How about you? Have you found yourself wrestling with questions of “Who are my people, now?” Or, “Where do I belong, now?” How has that changed over time?
I’m so glad to be on this journey together with you.
*Age eighteen to twenty-nine, to be precise.
**We’re talking 2016, here.
***After all, in a particular hardcore evangelical mindset, isn’t reading a selfish pursuit—or at least less urgent than evangelizing and leading Bible studies and mentoring younger church folks and volunteering as a tutor with the local Christian nonprofit?
If you need more…
I’m aware that the Christmas season came and went (hey, we’re not far past the end of the 12 days, right?), but I wanted to share a couple things from December that I don’t think I’ve shared here yet:
I got to contribute to
’s series, which is a super cool set of posts. Here’s mine; I recommend poking around and exploring others, too!As I was reading the Christmas stories this year in the First Nations Version of the New Testament (translated by Native North American scholars), I was struck by a couple of highly unladylike things Mary and Elizabeth both say. And obviously I’m here for it. I reflected on this a bit in a post for Feminism & Religion.

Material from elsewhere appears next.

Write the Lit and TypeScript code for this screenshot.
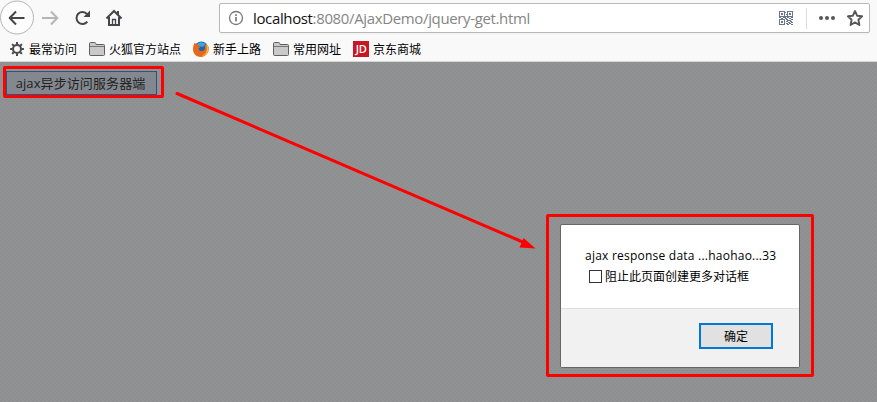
import { LitElement, html, css, svg } from "lit";
import { customElement } from "lit/decorators.js";

const gear = html`<svg class="icon" width="16" height="16" viewBox="0 0 16 16">
  <circle cx="8" cy="8" r="4" fill="none" stroke="#4a4a4d" stroke-width="2"></circle>
  ${[0, 45, 90, 135, 180, 225, 270, 315].map(
    (a) => svg`<path d="M8 1.100V3.400" stroke="#4a4a4d" stroke-width="2" transform="rotate(${a} 8 8)"></path>`
  )}
</svg>`;

const folder = html`<svg class="icon" width="16" height="16" viewBox="0 0 16 16">
  <path d="M.5 13.500V2.500q0-1 1-1h4.200q.8 0 1 .8l.4 1.200h7.400q1 0 1 1v9q0 1-1 1h-13q-1 0-1-1z" fill="#c9c9c9" stroke="#606060"></path>
  <path d="M1 5.500h14" stroke="#777"></path>
</svg>`;

const firefox = html`<svg class="icon" width="16" height="16" viewBox="0 0 16 16">
  <circle cx="8.300" cy="7.200" r="6.800" fill="#1d65b4"></circle>
  <path d="M4 3Q8-.6 12.500 3L10 6 6 5z" fill="#38a9df"></path>
  <path d="M1.700 1.800 3.600 3.300Q5 2.800 6 3.400L5.200 5l2.500.8-2 1.400c-.6 3 3 3.800 5 2.200 2-1.500 1.500-4 .5-6C14 4 14.200 6 14.300 8L15.500 5C17 11 13 16 8 16-.5 15.800-1.500 7.300 1.700 1.800z" fill="#e8681b"></path>
  <path d="M12.500 2.300Q16.700 6 15.200 10.500 13 15 8.700 14.700q4.800-1.800 5-6.200.2-3.600-1.200-6.200z" fill="#f9b934"></path>
</svg>`;

const jd = html`<span class="jd">JD</span>`;

const bookmarks = [
  { icon: gear, label: "最常访问" },
  { icon: folder, label: "火狐官方站点" },
  { icon: firefox, label: "新手上路" },
  { icon: folder, label: "常用网址" },
  { icon: jd, label: "京东商城" },
];

@customElement("browser-toolbar")
class BrowserToolbar extends LitElement {
  static styles = css`
    :host { display: block; height: 62px; background: #f9f9fa; border-bottom: 1px solid #d4d5d5; box-sizing: border-box; }
    svg { display: block; flex: none; }
    .nav { height: 37px; display: flex; align-items: flex-start; }
    .buttons { width: 219px; height: 36px; flex: none; }
    .url {
      box-sizing: border-box; width: 651px; height: 30px; margin-top: 3px; padding-left: 8px;
      border: 1px solid #b9b9ba; border-radius: 2px; background: #fff; display: flex; align-items: center;
      box-shadow: 0 1px 2px #0000000a;
    }
    .address { font: 15px "Open Sans", "Noto Sans", sans-serif; letter-spacing: -0.36px; color: #858585; margin-left: 9px; white-space: nowrap; flex: 1; }
    .host { color: #111; }
    .marks { display: flex; gap: 12px; padding-left: 9px; height: 24px; align-items: center; font: 12px/16px "Noto Sans CJK SC", sans-serif; color: #000; }
    .mark { display: flex; gap: 4px; align-items: center; white-space: nowrap; }
    .mark > span:last-child { margin-top: -1px; }
    .jd { width: 16px; height: 16px; background: #c81623; color: #fff; font: 600 11px/16px "Open Sans", sans-serif; text-align: center; letter-spacing: -0.4px; }
  `;
  render() {
    return html`
      <div class="nav">
        <svg class="buttons" width="219" height="36" viewBox="0 0 219 36" fill="none" stroke="#464649" stroke-width="2">
          <circle cx="17" cy="17.500" r="16.500" fill="#fdfdfd" stroke="#b4b4b5" stroke-width="1"></circle>
          <path d="M24.500 18H10.500M16 11.500 9.700 18 16 24.500" stroke-linejoin="round"></path>
          <path d="M42 18h14.500M51 11.500 57.300 18 51 24.500" stroke="#b5b5b6"></path>
          <path d="M87.300 21.600A6 6 0 1 1 87 14"></path>
          <path d="M90 10.500V17h-6.500z" fill="#464649" stroke="none"></path>
          <path d="M106.500 18.500 114 11l7.500 7.500M109 17v8h10v-8"></path>
          <path d="M118 11v4"></path>
          <path d="M112.500 25v-5.500h3v5.500" stroke-width="1.300"></path>
        </svg>
        <div class="url">
          <svg width="16" height="16" viewBox="0 0 16 16" fill="none" stroke="#77777a">
            <circle cx="8" cy="8" r="6.500" stroke-width="1.300"></circle>
            <path d="M8 7v4.500M8 4.200v1.800" stroke-width="1.700"></path>
          </svg>
          <div class="address"><span class="host">localhost</span>:8080/AjaxDemo/jquery-get.html</div>
          <svg width="92" height="28" viewBox="0 0 92 28">
            <g fill="none" stroke="#69758a" shape-rendering="crispEdges">
              <path d="M2.500 7.500h5v5h-5zM10.500 7.500h5v5h-5zM2.500 15.500h5v5h-5z"></path>
              <path d="M4 10h2M12 10h2M4 18h2" stroke-width="2"></path>
              <path d="M8 8.500h1M9 10.500h1M8 12.500h2M2 13.500h2M6 13.500h3M10 13.500h2M14 13.500h2M4 14.500h2M8 14.500h2M12 14.500h2M9 15.500h2M14 15.500h2M10 16.500h4M9 17.500h2M13 17.500h2M11 18.500h2M14 18.500h2M9 19.500h2M12 19.500h2M10 20.500h2M14 20.500h2"></path>
            </g>
            <path d="M29.500 4v21" stroke="#dcdcdc"></path>
            <g fill="#58585b"><circle cx="44" cy="14" r="2"></circle><circle cx="50" cy="14" r="2"></circle><circle cx="56" cy="14" r="2"></circle></g>
            <path d="m78 7 2.100 4.700 5 .6-3.700 3.400 1 5.300-4.400-2.600-4.400 2.600 1-5.300-3.700-3.400 5-.6z" fill="none" stroke="#58585b" stroke-width="1.900" stroke-linejoin="round"></path>
          </svg>
        </div>
      </div>
      <div class="marks">${bookmarks.map((b) => html`<div class="mark">${b.icon}<span>${b.label}</span></div>`)}</div>
    `;
  }
}

@customElement("alert-dialog")
class AlertDialog extends LitElement {
  static styles = css`
    :host { display: flex; flex-direction: column; box-sizing: border-box; width: 240px; height: 144px; border: 1px solid #666; border-radius: 2px; background: #fff; font: 12px/16px "Open Sans", "Noto Sans CJK SC", sans-serif; color: #000; overflow: hidden; }
    .body { flex: 1; padding: 23px 0 0 24px; white-space: nowrap; }
    .check { display: flex; align-items: center; gap: 3px; margin: 4px 0 0 4px; font-family: "Noto Sans CJK SC", sans-serif; }
    .box { box-sizing: border-box; width: 13px; height: 13px; border: 1px solid #333; background: #fff; }
    .message { letter-spacing: 0.23px; }
    .footer { box-sizing: border-box; height: 59px; background: #f1f1f1; border-top: 1px solid #dfdfdf; display: flex; justify-content: flex-end; padding: 14px 26px 0 0; }
    button { box-sizing: border-box; width: 74px; height: 26px; padding: 0; border: 2px solid #0078d7; background: #e1e1e1; color: #000; font: 12px/20px "Noto Sans CJK SC", sans-serif; }
  `;
  render() {
    return html`
      <div class="body">
        <div class="message">ajax response data ...haohao...33</div>
        <div class="check"><span class="box"></span><span>阻止此页面创建更多对话框</span></div>
      </div>
      <div class="footer"><button>确定</button></div>
    `;
  }
}

@customElement("app-root")
class AppRoot extends LitElement {
  static styles = css`
    :host { display: block; width: 877px; height: 402px; position: relative; overflow: hidden; }
    .page { box-sizing: border-box; height: 340px; padding: 4px 0 0 3px; background: repeating-conic-gradient(#8d8f91 0 25%, #919292 0 50%) 0 0 / 4px 4px; }
    .frame { box-sizing: border-box; border: 3px solid #f00; border-radius: 2px; }
    .request { width: 161px; height: 32px; padding: 2px 0 0 0; }
    .request button { display: block; box-sizing: border-box; width: 151px; height: 24px; padding: 0 2px 0 0; border: 1px solid #235681; background: #83888e; color: #222; font: 13px/20px "Open Sans", "Noto Sans CJK SC", sans-serif; letter-spacing: 0.1px; white-space: nowrap; }
    .arrow { position: absolute; left: 0; top: 0; pointer-events: none; }
    .popup { position: absolute; left: 546px; top: 214px; width: 268px; height: 163px; padding: 7px 0 0 11px; }
  `;
  render() {
    return html`
      <browser-toolbar></browser-toolbar>
      <div class="page"><div class="frame request"><button>ajax异步访问服务器端</button></div></div>
      <svg class="arrow" width="877" height="402" viewBox="0 0 877 402">
        <path d="M177 93.500 525 243" stroke="#f00" stroke-width="3" stroke-linecap="round"></path>
        <path d="M535.500 248.500 519.500 247.500 523.500 238z" fill="#f00"></path>
      </svg>
      <div class="frame popup"><alert-dialog></alert-dialog></div>
    `;
  }
}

Resounding yes to your questions of "who are my people, now?" Writers and deep thinkers like you and Shannon keep the hope alive that there is community out there for those of us feeling adrift in the current Christian landscape.
Thank you for putting this into words and affirming those complicated feelings around this season of faith!
This is EXACTLY where I am right now. I'm a good bit older than you are, but I have always been a part of more progressive churches. That means it's taken a lot longer to recognize more subtle resistance to prioritizing social justice and active advocacy for the marginalized. I grow closer to being a universalist the older I get. I want the community that church offers, but I'm not willing to continue pretending I believe all the same things. Where are my people? I wish I knew.